The NY Times Company announced its first quarter results—and offered news on how its digital paywall is doing. So far, the Times has signed up about 100,000 subscribers (not including the subscribers through the Lincoln ads) since the 20 articles-free-then-paywall introduction three weeks ago; its press release states, "So soon after the launch, the Company does not yet have visibility into conversion and retention rates for these paying customers after the initial promotional period, although early indicators are encouraging." What's less encouraging: First quarter net income dropping 57% versus last year.
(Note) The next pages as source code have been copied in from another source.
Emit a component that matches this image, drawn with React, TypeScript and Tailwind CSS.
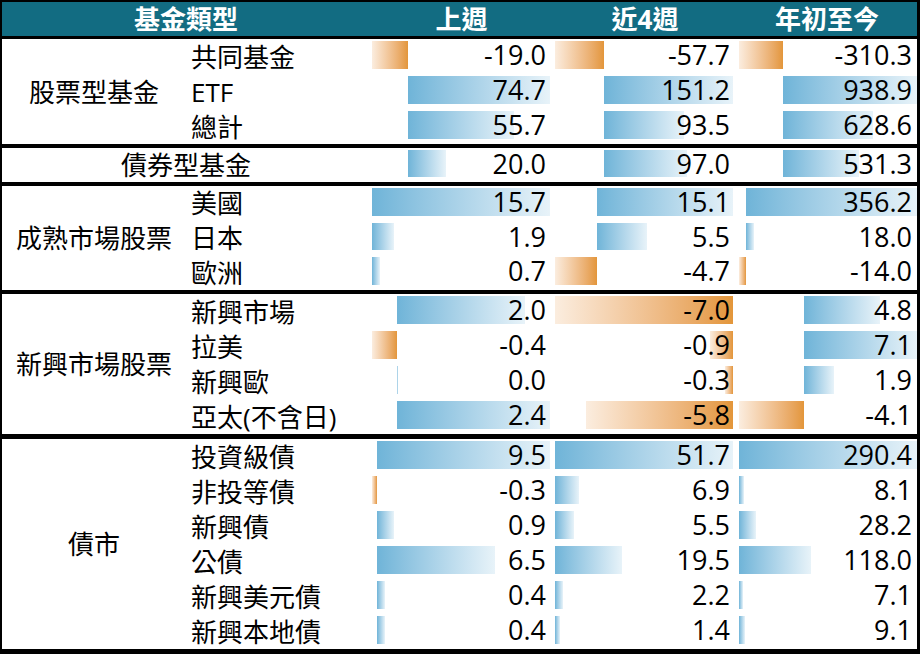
type Row = { label: string; vals: number[] };
type Section = { category: string; height: number; border: number; rows: Row[]; merged?: boolean; group: string };

const BAR_W = 178;

const sections: Section[] = [
  {
    category: "股票型基金",
    height: 105,
    border: 3,
    group: "a",
    rows: [
      { label: "共同基金", vals: [-19.0, -57.7, -310.3] },
      { label: "ETF", vals: [74.7, 151.2, 938.9] },
      { label: "總計", vals: [55.7, 93.5, 628.6] },
    ],
  },
  {
    category: "債券型基金",
    height: 34,
    border: 4,
    group: "a",
    merged: true,
    rows: [{ label: "債券型基金", vals: [20.0, 97.0, 531.3] }],
  },
  {
    category: "成熟市場股票",
    height: 104,
    border: 4,
    group: "b",
    rows: [
      { label: "美國", vals: [15.7, 15.1, 356.2] },
      { label: "日本", vals: [1.9, 5.5, 18.0] },
      { label: "歐洲", vals: [0.7, -4.7, -14.0] },
    ],
  },
  {
    category: "新興市場股票",
    height: 140,
    border: 4,
    group: "c",
    rows: [
      { label: "新興市場", vals: [2.0, -7.0, 4.8] },
      { label: "拉美", vals: [-0.4, -0.9, 7.1] },
      { label: "新興歐", vals: [0.0, -0.3, 1.9] },
      { label: "亞太(不含日)", vals: [2.4, -5.8, -4.1] },
    ],
  },
  {
    category: "債市",
    height: 210,
    border: 5,
    group: "d",
    rows: [
      { label: "投資級債", vals: [9.5, 51.7, 290.4] },
      { label: "非投等債", vals: [-0.3, 6.9, 8.1] },
      { label: "新興債", vals: [0.9, 5.5, 28.2] },
      { label: "公債", vals: [6.5, 19.5, 118.0] },
      { label: "新興美元債", vals: [0.4, 2.2, 7.1] },
      { label: "新興本地債", vals: [0.4, 1.4, 9.1] },
    ],
  },
];

const borderClass: Record<number, string> = {
  3: "border-t-[3px]",
  4: "border-t-[4px]",
  5: "border-t-[5px]",
};

// min / max per group and column, like Excel's automatic data bar range
function rangeFor(group: string, col: number) {
  const vals = sections
    .filter((s) => s.group === group)
    .flatMap((s) => s.rows.map((r) => r.vals[col]));
  return { min: Math.min(0, ...vals), max: Math.max(0, ...vals) };
}

const ValueCell = ({ v, group, col }: { v: number; group: string; col: number }) => {
  const { min, max } = rangeFor(group, col);
  const span = max - min;
  const left = ((Math.min(v, 0) - min) / span) * BAR_W;
  const width = Math.max(1, (Math.abs(v) / span) * BAR_W);
  const neg = v < 0;
  return (
    <div className={`relative flex h-full items-center justify-end pb-[4px] ${col === 2 ? "pr-[5px]" : "pr-[7px]"}`}>
      <div className="absolute top-[2px] bottom-[5px] left-[2px] w-[178px]">
        <div
          className={
            neg
              ? "absolute top-0 bottom-0 bg-linear-to-r from-[#fbeddf] to-[#e3963a]"
              : "absolute top-0 bottom-0 bg-linear-to-r from-[#6fb4d8] to-[#e8f3f9]"
          }
          style={{ left, width }}
        />
      </div>
      <span className="relative text-[27px] leading-none">{v.toFixed(1)}</span>
    </div>
  );
};

const Values = ({ vals, group }: { vals: number[]; group: string }) => (
  <>
    {vals.map((v, i) => (
      <ValueCell key={i} v={v} group={group} col={i} />
    ))}
  </>
);

export default function App() {
  return (
    <div className="bg-white w-[922px] h-[655px] font-['Open_Sans','Noto_Sans_CJK_TC',sans-serif] text-black">
      <div className="w-[920px] border-l-2 border-r-[3px] border-b-[5px] border-t-2 border-black">
        <div className="grid h-[34px] grid-cols-[368px_183px_184px_180px] bg-[#126c82] text-[26px] leading-none font-bold text-white">
          <div className="flex items-center justify-center">基金類型</div>
          <div className="flex items-center justify-center">上週</div>
          <div className="flex items-center justify-center">近4週</div>
          <div className="flex items-center justify-center">年初至今</div>
        </div>

        {sections.map((s) =>
          s.merged ? (
            <div
              key={s.category}
              className={`grid grid-cols-[368px_183px_184px_180px] border-black ${borderClass[s.border]}`}
              style={{ height: s.height + s.border }}
            >
              <div className="flex items-center justify-center text-[26px] leading-none">{s.category}</div>
              <Values vals={s.rows[0].vals} group={s.group} />
            </div>
          ) : (
            <div
              key={s.category}
              className={`flex border-black ${borderClass[s.border]}`}
              style={{ height: s.height + s.border }}
            >
              <div className="flex w-[184px] items-center justify-center text-[26px] leading-none">{s.category}</div>
              <div className="flex flex-1 flex-col">
                {s.rows.map((r) => (
                  <div key={r.label} className="grid flex-1 grid-cols-[184px_183px_184px_180px]">
                    <div className="flex items-center pl-[5px] text-[26px] leading-none">{r.label}</div>
                    <Values vals={r.vals} group={s.group} />
                  </div>
                ))}
              </div>
            </div>
          )
        )}
      </div>
    </div>
  );
}
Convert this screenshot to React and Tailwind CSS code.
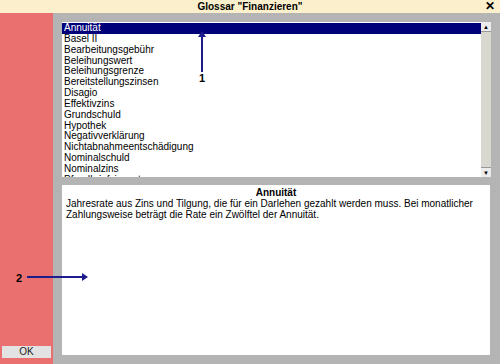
const terms = [
  'Annuität',
  'Basel II',
  'Bearbeitungsgebühr',
  'Beleihungswert',
  'Beleihungsgrenze',
  'Bereitstellungszinsen',
  'Disagio',
  'Effektivzins',
  'Grundschuld',
  'Hypothek',
  'Negativverklärung',
  'Nichtabnahmeentschädigung',
  'Nominalschuld',
  'Nominalzins',
  'Pfandbriefzinssatz',
]

export default function App() {
  return (
    <div className="relative w-[500px] h-[364px] overflow-hidden flex flex-col text-[10px] text-black font-['Liberation_Sans',Arial,sans-serif]">
      {/* title bar */}
      <div className="h-[13px] bg-[#fcf0cc] flex items-center relative">
        <div className="flex-1 text-center font-bold leading-none">Glossar "Finanzieren"</div>
        <span className="absolute right-[5px] top-0 text-[12px] leading-[12px] font-bold">✕</span>
      </div>

      <div className="flex flex-1">
        {/* left strip */}
        <div className="w-[53px] bg-[#ea7070] flex flex-col justify-end pb-[6px] pl-[2px]">
          <button className="w-[49px] h-[12px] bg-[#e2e2e2] text-[10px] leading-none text-[#222]">OK</button>
        </div>

        {/* content */}
        <div className="flex-1 bg-[#b4b4b4] pt-[9px] pl-[9px] pr-[9px] pb-[9px] flex flex-col gap-[8px]">
          <div className="h-[155px] bg-white flex">
            <div className="flex-1 overflow-hidden pt-[1px]">
              {terms.map((t, i) => (
                <div
                  key={t}
                  className={i === 0
                    ? 'h-[10.85px] leading-[10.85px] pl-[2px] bg-[#00007a] text-white'
                    : 'h-[10.85px] leading-[10.85px] pl-[2px]'}
                >
                  {t}
                </div>
              ))}
            </div>
            <div className="w-[10px] bg-[#d8d8d0] flex flex-col justify-between">
              <div className="h-[10px] bg-[#ececec] border-b border-[#999] flex items-center justify-center text-[6px] leading-none">▲</div>
              <div className="h-[10px] bg-[#ececec] border-t border-[#999] flex items-center justify-center text-[6px] leading-none">▼</div>
            </div>
          </div>

          <div className="flex-1 bg-white mr-[1px] px-[4px] pt-[2px]">
            <div className="text-center font-bold leading-[11px]">Annuität</div>
            <p className="leading-[11px]">
              Jahresrate aus Zins und Tilgung, die für ein Darlehen gezahlt werden muss. Bei monatlicher
              Zahlungsweise beträgt die Rate ein Zwölftel der Annuität.
            </p>
          </div>
        </div>
      </div>

      {/* annotation 1 */}
      <div className="absolute left-[201px] top-[33px] w-[2px] h-[39px] bg-[#1c1c8c]" />
      <div className="absolute left-[198px] top-[31px] w-0 h-0 border-l-[4px] border-r-[4px] border-b-[6px] border-l-transparent border-r-transparent border-b-[#1c1c8c]" />
      <div className="absolute left-[199px] top-[70px] font-bold text-[11px]">1</div>

      {/* annotation 2 */}
      <div className="absolute left-[27px] top-[276px] w-[56px] h-[2px] bg-[#1c1c8c]" />
      <div className="absolute left-[82px] top-[273px] w-0 h-0 border-t-[4px] border-b-[4px] border-l-[6px] border-t-transparent border-b-transparent border-l-[#1c1c8c]" />
      <div className="absolute left-[16px] top-[270px] font-bold text-[11px]">2</div>
    </div>
  )
}
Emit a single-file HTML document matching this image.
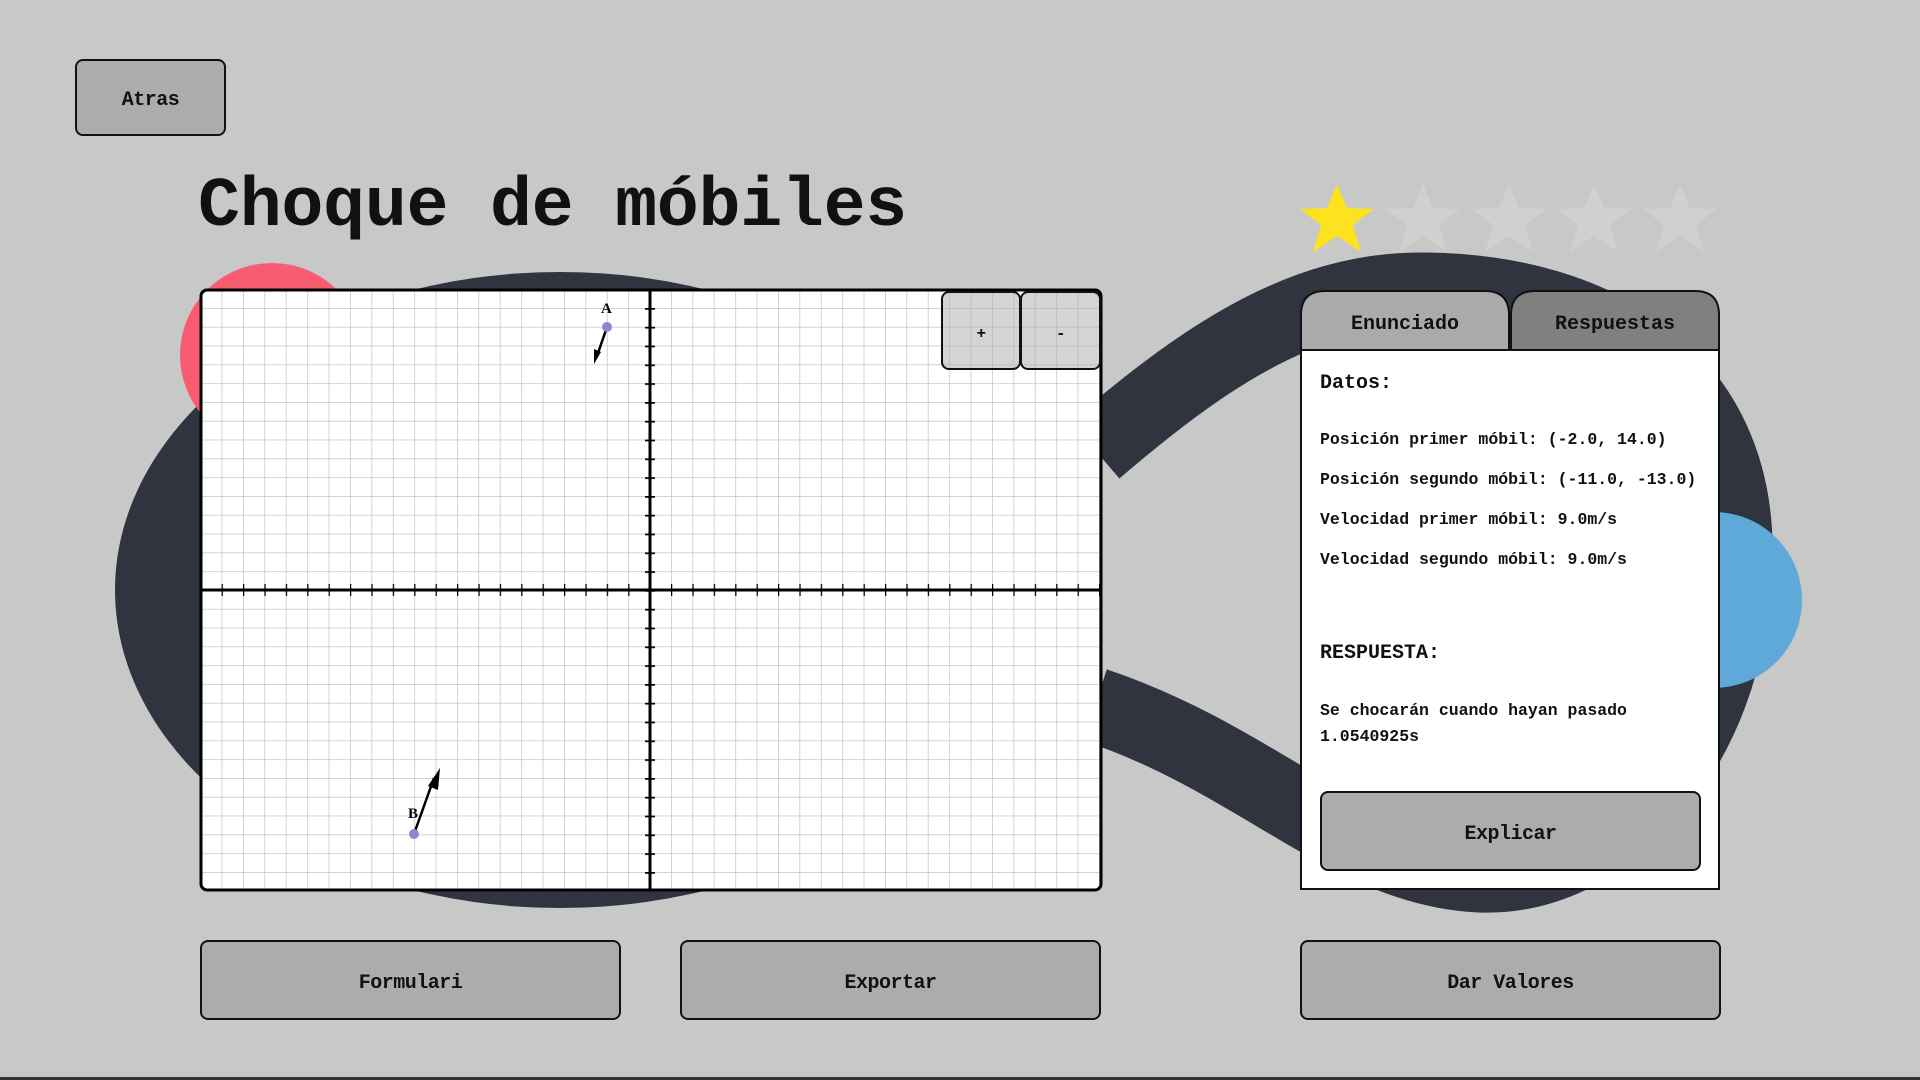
<!DOCTYPE html>
<html><head><meta charset="utf-8"><style>
*{margin:0;padding:0;box-sizing:border-box}
body{width:1920px;height:1080px;background:#c8c8c8;position:relative;overflow:hidden;font-family:"Liberation Mono","DejaVu Sans Mono",monospace}
.btn{position:absolute;background:#acacac;border:2px solid #111;border-radius:8px;display:flex;align-items:center;justify-content:center;font-weight:bold;font-size:20px;color:#111;letter-spacing:-0.5px;padding-top:6px}
.t{position:absolute;font-weight:bold;color:#111;white-space:nowrap}
</style></head><body>
<svg width="1920" height="1080" style="position:absolute;left:0;top:0">
<ellipse cx="560" cy="590" rx="445" ry="318" fill="#30343e"/>
<path d="M1095,450 C1200,360 1300,290 1420,290 C1600,290 1740,380 1735,560 C1730,760 1600,880 1480,875 C1350,870 1260,760 1095,705" fill="none" stroke="#30343e" stroke-width="75"/>
<circle cx="272" cy="355" r="92" fill="#f95c70"/>
<circle cx="1714" cy="600" r="88" fill="#5ea9d8"/>
<defs><pattern id="g" width="21.4" height="18.8" patternUnits="userSpaceOnUse" x="7.6" y="7.2"><path d="M0,0 V18.8 M0,0 H21.4" stroke="#c4c4c4" stroke-width="1.5" fill="none"/></pattern>
<pattern id="tx" width="21.4" height="20" patternUnits="userSpaceOnUse" x="7.6" y="0"><path d="M0,0 V20" stroke="#000" stroke-width="2.5"/></pattern>
<pattern id="ty" width="20" height="18.8" patternUnits="userSpaceOnUse" x="0" y="7.2"><path d="M0,0 H20" stroke="#000" stroke-width="3.5"/></pattern></defs>
<rect x="201" y="290" width="900" height="600" rx="6" fill="#fff"/>
<rect x="201" y="290" width="900" height="600" fill="url(#g)"/>
<rect x="201" y="584" width="900" height="12" fill="url(#tx)"/>
<rect x="645" y="290" width="10" height="600" fill="url(#ty)"/>
<line x1="201" y1="590" x2="1101" y2="590" stroke="#000" stroke-width="3"/>
<line x1="650" y1="290" x2="650" y2="890" stroke="#000" stroke-width="3"/>
<rect x="201" y="290" width="900" height="600" rx="6" fill="none" stroke="#000" stroke-width="3"/>
<line x1="607" y1="327" x2="597" y2="356" stroke="#000" stroke-width="2.5"/><path d="M594,364 L594,349 L601,352 Z" fill="#000"/>
<circle cx="607" cy="327" r="5" fill="#8a86d0"/>
<text x="601" y="313" font-family="Liberation Serif" font-weight="bold" font-size="15">A</text>
<line x1="414" y1="834" x2="434" y2="778" stroke="#000" stroke-width="2.5"/><path d="M440,768 L438,790 L428,786 Z" fill="#000"/>
<circle cx="414" cy="834" r="5" fill="#8a86d0"/>
<text x="408" y="818" font-family="Liberation Serif" font-weight="bold" font-size="15">B</text>
<g fill="#fde21f"><path d="M1337,184 L1347,208 L1374,209 L1353,225 L1361,252 L1337,236 L1313,252 L1321,225 L1300,209 L1327,208 Z"/></g>
<g fill="#d0d0d0">
<path d="M1423,184 L1433,208 L1460,209 L1439,225 L1447,252 L1423,236 L1399,252 L1407,225 L1386,209 L1413,208 Z"/>
<path d="M1509,184 L1519,208 L1546,209 L1525,225 L1533,252 L1509,236 L1485,252 L1493,225 L1472,209 L1499,208 Z"/>
<path d="M1594,184 L1604,208 L1631,209 L1610,225 L1618,252 L1594,236 L1570,252 L1578,225 L1557,209 L1584,208 Z"/>
<path d="M1680,184 L1690,208 L1717,209 L1696,225 L1704,252 L1680,236 L1656,252 L1664,225 L1643,209 L1670,208 Z"/></g>
<rect x="1301" y="350" width="418" height="539" fill="#fff" stroke="#111" stroke-width="2"/>
<path d="M1301,350 V315 Q1301,291 1325,291 H1485 Q1509,291 1509,315 V350 Z" fill="#aaa" stroke="#111" stroke-width="2"/>
<path d="M1511,350 V315 Q1511,291 1535,291 H1695 Q1719,291 1719,315 V350 Z" fill="#808080" stroke="#111" stroke-width="2"/>
<rect x="0" y="1077" width="1920" height="3" fill="#333"/>
</svg>
<div class="btn" style="left:941px;top:291px;width:80px;height:79px;background:rgba(170,170,170,.5);font-size:16px">+</div>
<div class="btn" style="left:1020px;top:291px;width:81px;height:79px;background:rgba(170,170,170,.5);font-size:16px">-</div>
<div class="btn" style="left:75px;top:59px;width:151px;height:77px">Atras</div>
<div class="t" style="left:198px;top:168px;font-size:70px;letter-spacing:-0.3px">Choque de móbiles</div>
<div class="t" style="left:1301px;top:313px;width:208px;text-align:center;font-size:20px">Enunciado</div>
<div class="t" style="left:1511px;top:313px;width:208px;text-align:center;font-size:20px">Respuestas</div>
<div class="t" style="left:1320px;top:372px;font-size:20px">Datos:</div>
<div class="t" style="left:1320px;top:430px;font-size:16.5px">Posición primer móbil: (-2.0, 14.0)</div>
<div class="t" style="left:1320px;top:470px;font-size:16.5px">Posición segundo móbil: (-11.0, -13.0)</div>
<div class="t" style="left:1320px;top:510px;font-size:16.5px">Velocidad primer móbil: 9.0m/s</div>
<div class="t" style="left:1320px;top:550px;font-size:16.5px">Velocidad segundo móbil: 9.0m/s</div>
<div class="t" style="left:1320px;top:642px;font-size:20px">RESPUESTA:</div>
<div class="t" style="left:1320px;top:698px;font-size:16.5px;line-height:26px">Se chocarán cuando hayan pasado<br>1.0540925s</div>
<div class="btn" style="left:1320px;top:791px;width:381px;height:80px">Explicar</div>
<div class="btn" style="left:200px;top:940px;width:421px;height:80px">Formulari</div>
<div class="btn" style="left:680px;top:940px;width:421px;height:80px">Exportar</div>
<div class="btn" style="left:1300px;top:940px;width:421px;height:80px">Dar Valores</div>
</body></html>
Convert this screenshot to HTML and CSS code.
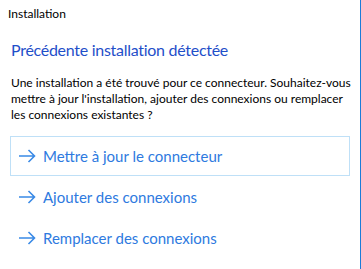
FILE: index.html
```html
<!DOCTYPE html>
<html lang="fr">
<head>
<meta charset="utf-8">
<link rel="stylesheet" href="styles.css">
</head>
<body>
<div class="window">
  <div class="title">Installation</div>
  <h1 class="heading">Précédente installation détectée</h1>
  <p class="message">Une installation a été trouvé pour ce connecteur. Souhaitez-vous<br>mettre à jour l'installation, ajouter des connexions ou remplacer<br>les connexions existantes ?</p>
  <div class="options">
    <div class="option selected">
      <svg class="arrow" width="18" height="14" viewBox="0 0 18 14"><path d="M1 7H16.5M10.5 1L16.5 7L10.5 13" fill="none" stroke="currentColor" stroke-width="1.6"/></svg>
      <span>Mettre à jour le connecteur</span>
    </div>
    <div class="option">
      <svg class="arrow" width="18" height="14" viewBox="0 0 18 14"><path d="M1 7H16.5M10.5 1L16.5 7L10.5 13" fill="none" stroke="currentColor" stroke-width="1.6"/></svg>
      <span>Ajouter des connexions</span>
    </div>
    <div class="option">
      <svg class="arrow" width="18" height="14" viewBox="0 0 18 14"><path d="M1 7H16.5M10.5 1L16.5 7L10.5 13" fill="none" stroke="currentColor" stroke-width="1.6"/></svg>
      <span>Remplacer des connexions</span>
    </div>
  </div>
</div>
</body>
</html>
```
FILE: styles.css
```css
* { box-sizing: border-box; }
html, body { margin: 0; padding: 0; background: #fff; }
body { font-family: "Lato", "Open Sans", sans-serif; color: #000; }
.window {
  width: 361px;
  height: 269px;
  border-right: 1px solid #1b7cd8;
  padding: 6px 10px 0 10px;
  overflow: hidden;
}
.title {
  font-size: 12px;
  line-height: 16px;
  margin-left: -2px;
}
.heading {
  margin: 17px 0 0 1px;
  font-size: 16px;
  line-height: 22px;
  font-weight: normal;
  letter-spacing: -0.28px;
  color: #1f4fc9;
}
.message {
  margin: 14px 0 0 1px;
  font-size: 12px;
  line-height: 16px;
  white-space: nowrap;
}
.options {
  margin-top: 13px;
  display: flex;
  flex-direction: column;
  gap: 1px;
}
.option {
  height: 40px;
  display: flex;
  align-items: center;
  gap: 7px;
  padding-left: 7px;
  border: 1px solid transparent;
  color: #2e7ae0;
  font-size: 15px;
}
.option.selected { border-color: #bfe0f7; }
.arrow { color: #3a8ae6; flex: none; }
```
According to the NY Times (the paper), "The weakness in print advertising, coupled with an unexpected drop in revenue at, led to earnings of 4 cents a share before special items are excluded, compared with 8 cents a share in the period a year ago." And the Times (the company) says the issues—a 10% decrease in revenue—are due to a Google algorithm change.

Anyway, back to the digital paywall: The Times apparently had hoped to sign up 300,000 subscribers (subscriptions cost $15-35 per four week period), and Reuters' Felix Salmon says, "300,000 subscribers paying on average $200 per year (some will pay more; others will not renew every four weeks for a whole year) works out at $60 million — or less than 20% of the NYT’s digital advertising revenues. It’s a big enough number that I can certainly see why the NYT spent a long time considering this move. But it’s not so big as to be a no-brainer." But he's doubtful the Times can get to 300,000.